> _DIRECTIONS_: Without the pictures, return all of the material exactly as written.
* BEGIN DATASET EXCERPT *
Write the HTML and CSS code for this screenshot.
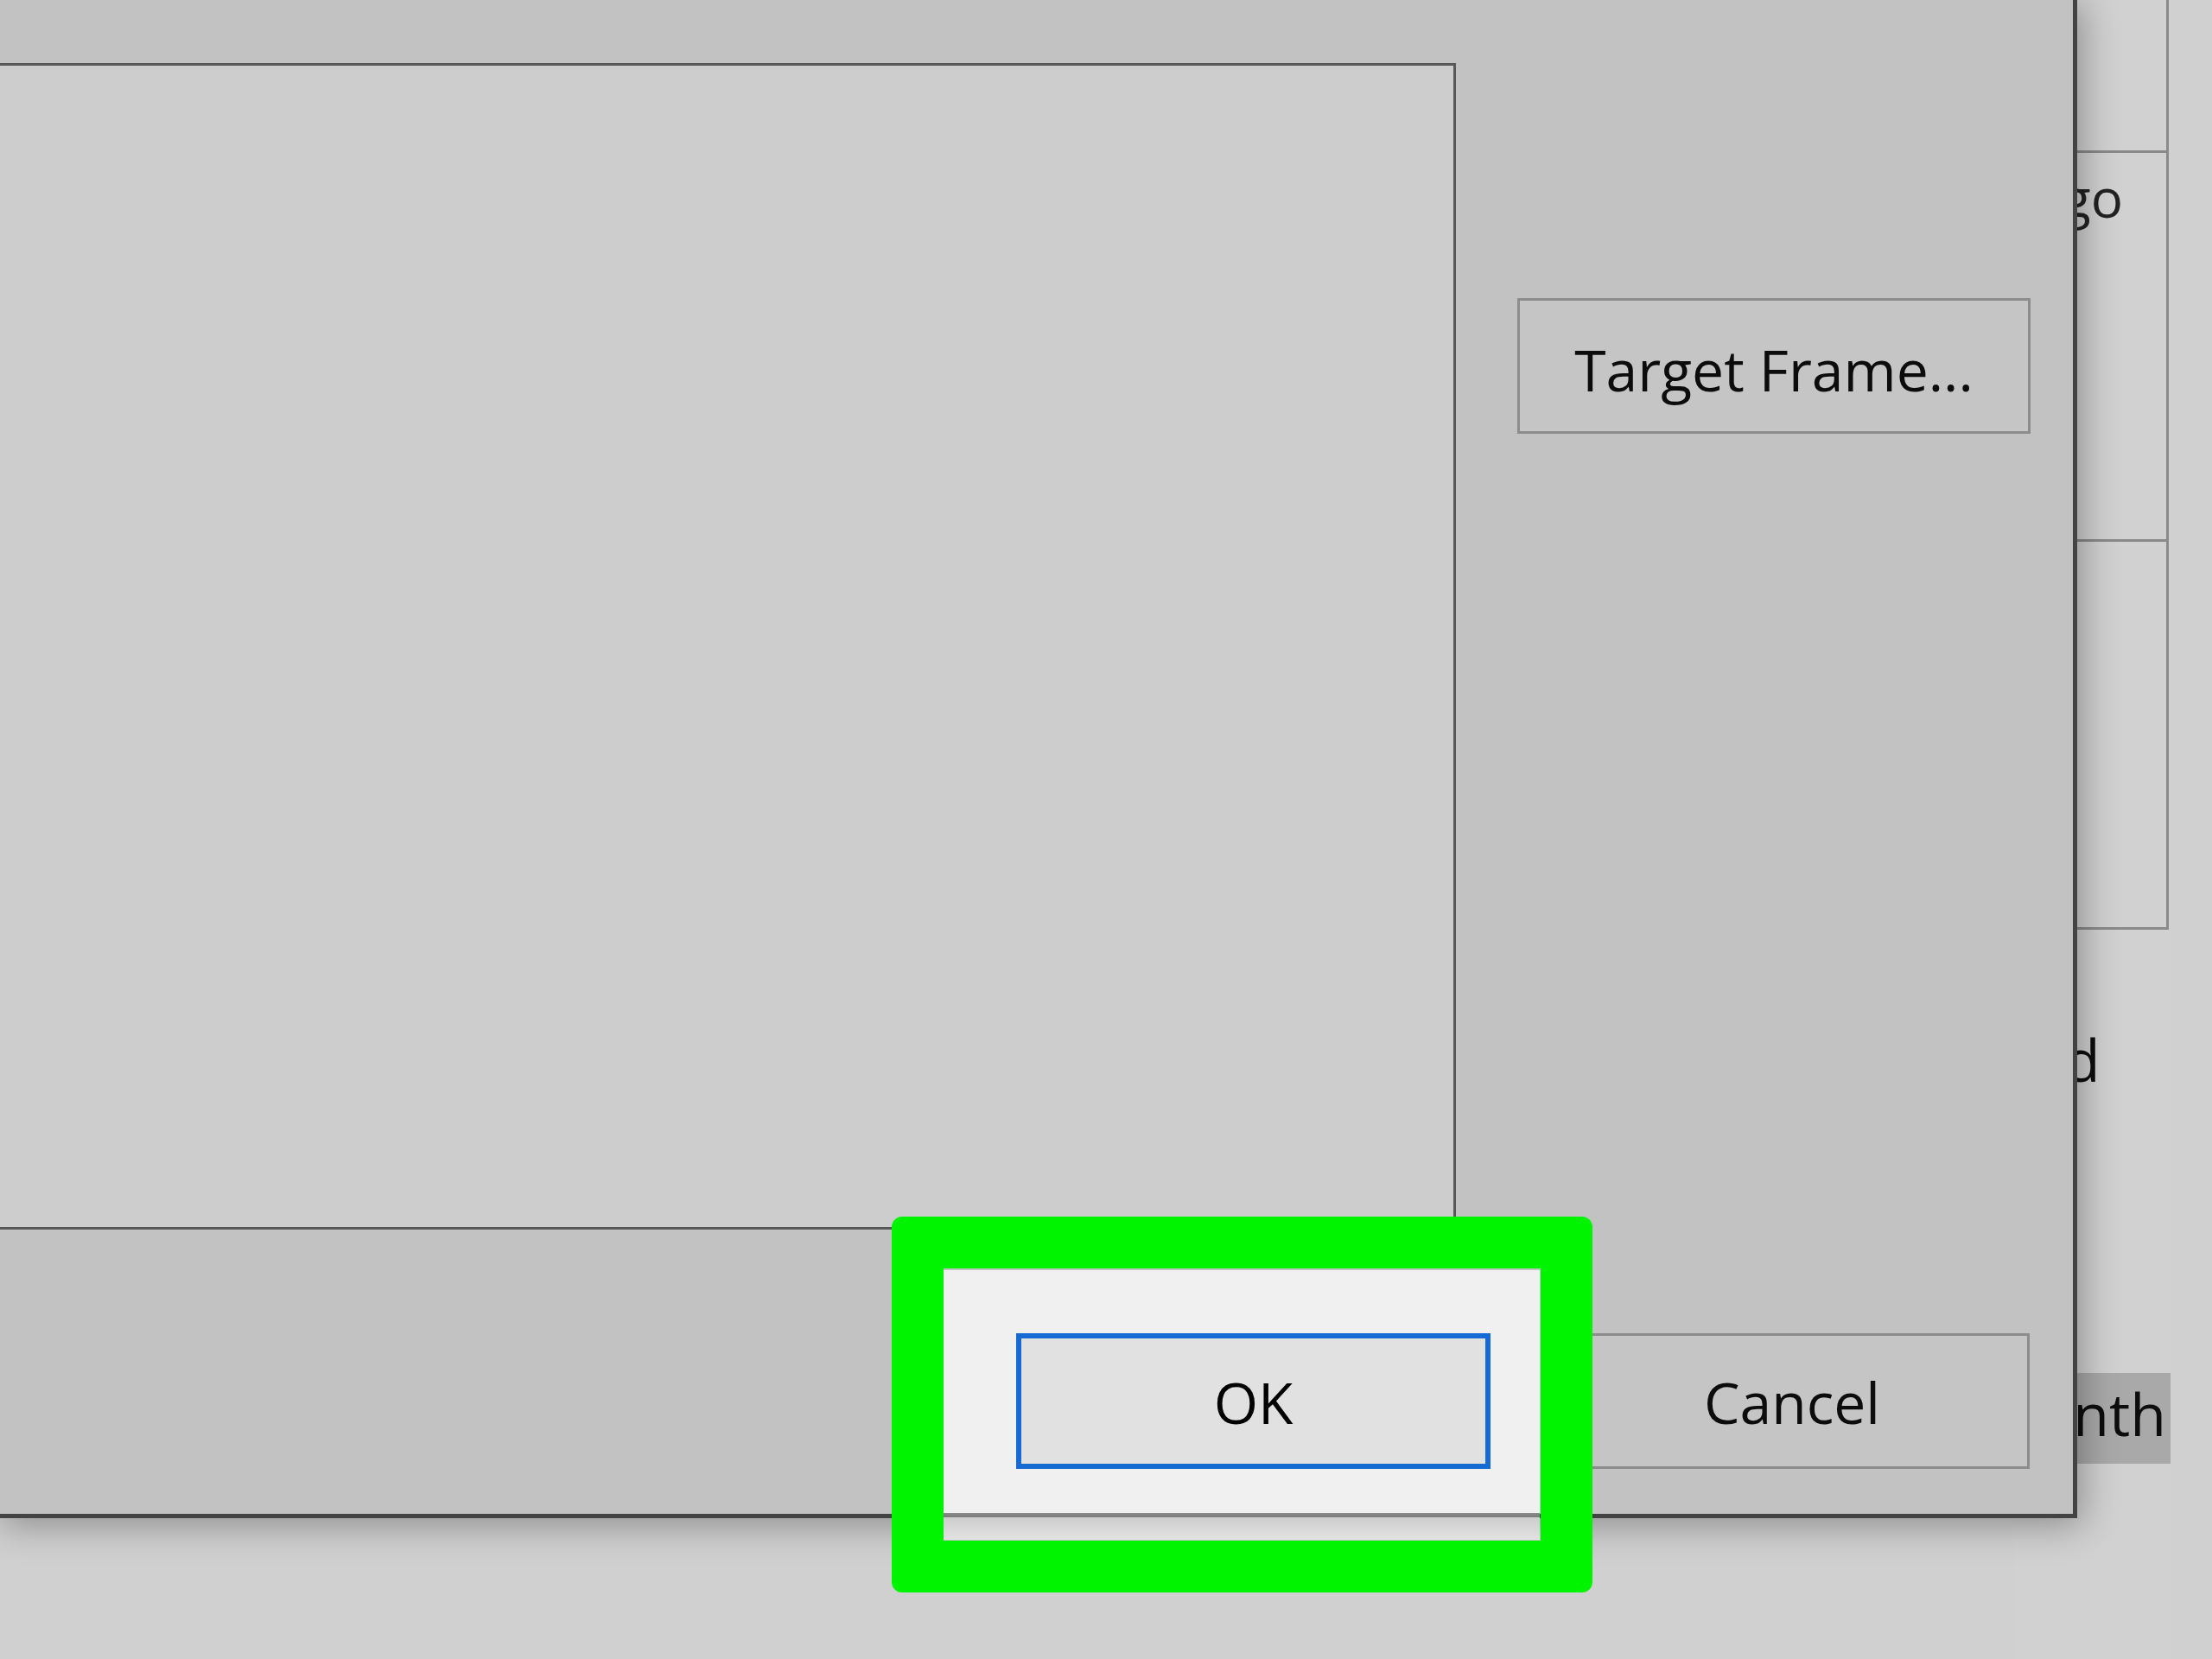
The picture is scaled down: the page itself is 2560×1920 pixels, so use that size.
FILE: index.html
```html
<!DOCTYPE html>
<html lang="en">
<head>
<meta charset="utf-8">
<title>Hyperlink dialog</title>
<link rel="stylesheet" href="styles.css">
</head>
<body>
<div class="desk">
  <div class="bgwin">
    <div class="cell c1"></div>
    <div class="cell c2"><span class="go">go</span></div>
    <div class="cell c3"></div>
    <div class="bgtext dline">d</div>
    <div class="bgtext hl">nth</div>
  </div>

  <div class="dialog">
    <div class="main">
      <div class="listbox"></div>
      <div class="side">
        <button class="btn target">Target Frame...</button>
      </div>
    </div>
    <div class="footer">
      <button class="btn ok">OK</button>
      <button class="btn cancel">Cancel</button>
    </div>
  </div>

  <div class="spot"></div>
  <div class="mark"></div>
</div>
</body>
</html>
```

FILE: styles.css
```css
html, body {
  margin: 0;
  padding: 0;
  background: #d0d0d0;
  overflow: hidden;
}

.desk {
  position: relative;
  width: 2560px;
  height: 1920px;
  overflow: hidden;
  background: #d0d0d0;
  font-family: "Open Sans", "Noto Sans", "Liberation Sans", sans-serif;
  color: #111;
}

/* background window peeking out on the right */
.bgwin {
  position: absolute;
  left: 2330px;
  top: 0;
  width: 182px;
  height: 1920px;
  display: flex;
  flex-direction: column;
  background: #d1d1d1;
}

.cell {
  box-sizing: border-box;
  margin-right: 2px;
  border-right: 3px solid #8a8a8a;
  border-bottom: 3px solid #8a8a8a;
}
.c1 { height: 177px; }
.c2 { height: 450px; padding: 9px 0 0 56px; }
.c3 { height: 449px; }

.go {
  display: block;
  font-size: 62px;
  line-height: normal;
  color: #222;
}

.bgtext {
  font-size: 68px;
  color: #0d0d0d;
}
.dline {
  margin-top: 103px;
  padding-left: 59px;
  line-height: normal;
}
.hl {
  margin-top: 317px;
  align-self: stretch;
  text-align: right;
  background: #a9a9a9;
  line-height: 93px;
  padding: 0 5px 12px 0;
}

/* main dialog */
.dialog {
  position: absolute;
  left: -5px;
  top: -5px;
  width: 2409px;
  height: 1762px;
  box-sizing: border-box;
  border: 5px solid #434343;
  background: #c2c2c2;
  box-shadow: 6px 8px 40px rgba(0, 0, 0, 0.32);
  padding-top: 73px;
  display: flex;
  flex-direction: column;
}

.main {
  display: flex;
  align-items: flex-start;
  gap: 71px;
  padding-right: 50px;
}

.listbox {
  box-sizing: border-box;
  width: 1695px;
  height: 1350px;
  margin-left: -10px;
  background: #cdcdcd;
  border: 3px solid #585858;
  flex: none;
}

.side {
  flex: 1;
  padding-top: 272px;
}

.btn {
  box-sizing: border-box;
  height: 157px;
  margin: 0;
  background: #c5c5c5;
  border: 3px solid #8c8c8c;
  border-radius: 0;
  font-family: "Open Sans", "Noto Sans", "Liberation Sans", sans-serif;
  font-size: 66px;
  font-weight: 400;
  color: #0c0c0c;
  line-height: normal;
  padding: 0;
  display: flex;
  align-items: center;
  justify-content: center;
}

.target {
  width: 594px;
  padding-top: 6px;
}

.footer {
  display: flex;
  justify-content: flex-end;
  gap: 74px;
  margin-top: 120px;
  padding-right: 50px;
}

.ok {
  width: 549px;
  background: #e1e1e1;
  border: 6px solid #156ad3;
  color: #000;
  position: relative;
  z-index: 1;
}

.cancel {
  width: 550px;
}

/* undimmed spotlight inside the highlight */
.spot {
  position: absolute;
  left: 1092px;
  top: 1470px;
  width: 690px;
  height: 312px;
  background:
    linear-gradient(to bottom,
      #f0f0f0 0, #f0f0f0 281px,
      #8c8c8c 281px, #7a7a7a 286px,
      #cdcdcd 286px, #e2e2e2 312px);
}

/* green annotation frame */
.mark {
  position: absolute;
  left: 1032px;
  top: 1408px;
  width: 811px;
  height: 435px;
  box-sizing: border-box;
  border: 60px solid #00f400;
  border-radius: 12px;
  z-index: 2;
}
```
* END DATASET EXCERPT *
> _TASK RESPONSE_:
Write the HTML and CSS code for this screenshot.
The picture is scaled down: the page itself is 2560×1920 pixels, so use that size.
FILE: index.html
```html
<!DOCTYPE html>
<html lang="en">
<head>
<meta charset="utf-8">
<title>Hyperlink dialog</title>
<link rel="stylesheet" href="styles.css">
</head>
<body>
<div class="desk">
  <div class="bgwin">
    <div class="cell c1"></div>
    <div class="cell c2"><span class="go">go</span></div>
    <div class="cell c3"></div>
    <div class="bgtext dline">d</div>
    <div class="bgtext hl">nth</div>
  </div>

  <div class="dialog">
    <div class="main">
      <div class="listbox"></div>
      <div class="side">
        <button class="btn target">Target Frame...</button>
      </div>
    </div>
    <div class="footer">
      <button class="btn ok">OK</button>
      <button class="btn cancel">Cancel</button>
    </div>
  </div>

  <div class="spot"></div>
  <div class="mark"></div>
</div>
</body>
</html>
```

FILE: styles.css
```css
html, body {
  margin: 0;
  padding: 0;
  background: #d0d0d0;
  overflow: hidden;
}

.desk {
  position: relative;
  width: 2560px;
  height: 1920px;
  overflow: hidden;
  background: #d0d0d0;
  font-family: "Open Sans", "Noto Sans", "Liberation Sans", sans-serif;
  color: #111;
}

/* background window peeking out on the right */
.bgwin {
  position: absolute;
  left: 2330px;
  top: 0;
  width: 182px;
  height: 1920px;
  display: flex;
  flex-direction: column;
  background: #d1d1d1;
}

.cell {
  box-sizing: border-box;
  margin-right: 2px;
  border-right: 3px solid #8a8a8a;
  border-bottom: 3px solid #8a8a8a;
}
.c1 { height: 177px; }
.c2 { height: 450px; padding: 9px 0 0 56px; }
.c3 { height: 449px; }

.go {
  display: block;
  font-size: 62px;
  line-height: normal;
  color: #222;
}

.bgtext {
  font-size: 68px;
  color: #0d0d0d;
}
.dline {
  margin-top: 103px;
  padding-left: 59px;
  line-height: normal;
}
.hl {
  margin-top: 317px;
  align-self: stretch;
  text-align: right;
  background: #a9a9a9;
  line-height: 93px;
  padding: 0 5px 12px 0;
}

/* main dialog */
.dialog {
  position: absolute;
  left: -5px;
  top: -5px;
  width: 2409px;
  height: 1762px;
  box-sizing: border-box;
  border: 5px solid #434343;
  background: #c2c2c2;
  box-shadow: 6px 8px 40px rgba(0, 0, 0, 0.32);
  padding-top: 73px;
  display: flex;
  flex-direction: column;
}

.main {
  display: flex;
  align-items: flex-start;
  gap: 71px;
  padding-right: 50px;
}

.listbox {
  box-sizing: border-box;
  width: 1695px;
  height: 1350px;
  margin-left: -10px;
  background: #cdcdcd;
  border: 3px solid #585858;
  flex: none;
}

.side {
  flex: 1;
  padding-top: 272px;
}

.btn {
  box-sizing: border-box;
  height: 157px;
  margin: 0;
  background: #c5c5c5;
  border: 3px solid #8c8c8c;
  border-radius: 0;
  font-family: "Open Sans", "Noto Sans", "Liberation Sans", sans-serif;
  font-size: 66px;
  font-weight: 400;
  color: #0c0c0c;
  line-height: normal;
  padding: 0;
  display: flex;
  align-items: center;
  justify-content: center;
}

.target {
  width: 594px;
  padding-top: 6px;
}

.footer {
  display: flex;
  justify-content: flex-end;
  gap: 74px;
  margin-top: 120px;
  padding-right: 50px;
}

.ok {
  width: 549px;
  background: #e1e1e1;
  border: 6px solid #156ad3;
  color: #000;
  position: relative;
  z-index: 1;
}

.cancel {
  width: 550px;
}

/* undimmed spotlight inside the highlight */
.spot {
  position: absolute;
  left: 1092px;
  top: 1470px;
  width: 690px;
  height: 312px;
  background:
    linear-gradient(to bottom,
      #f0f0f0 0, #f0f0f0 281px,
      #8c8c8c 281px, #7a7a7a 286px,
      #cdcdcd 286px, #e2e2e2 312px);
}

/* green annotation frame */
.mark {
  position: absolute;
  left: 1032px;
  top: 1408px;
  width: 811px;
  height: 435px;
  box-sizing: border-box;
  border: 60px solid #00f400;
  border-radius: 12px;
  z-index: 2;
}
```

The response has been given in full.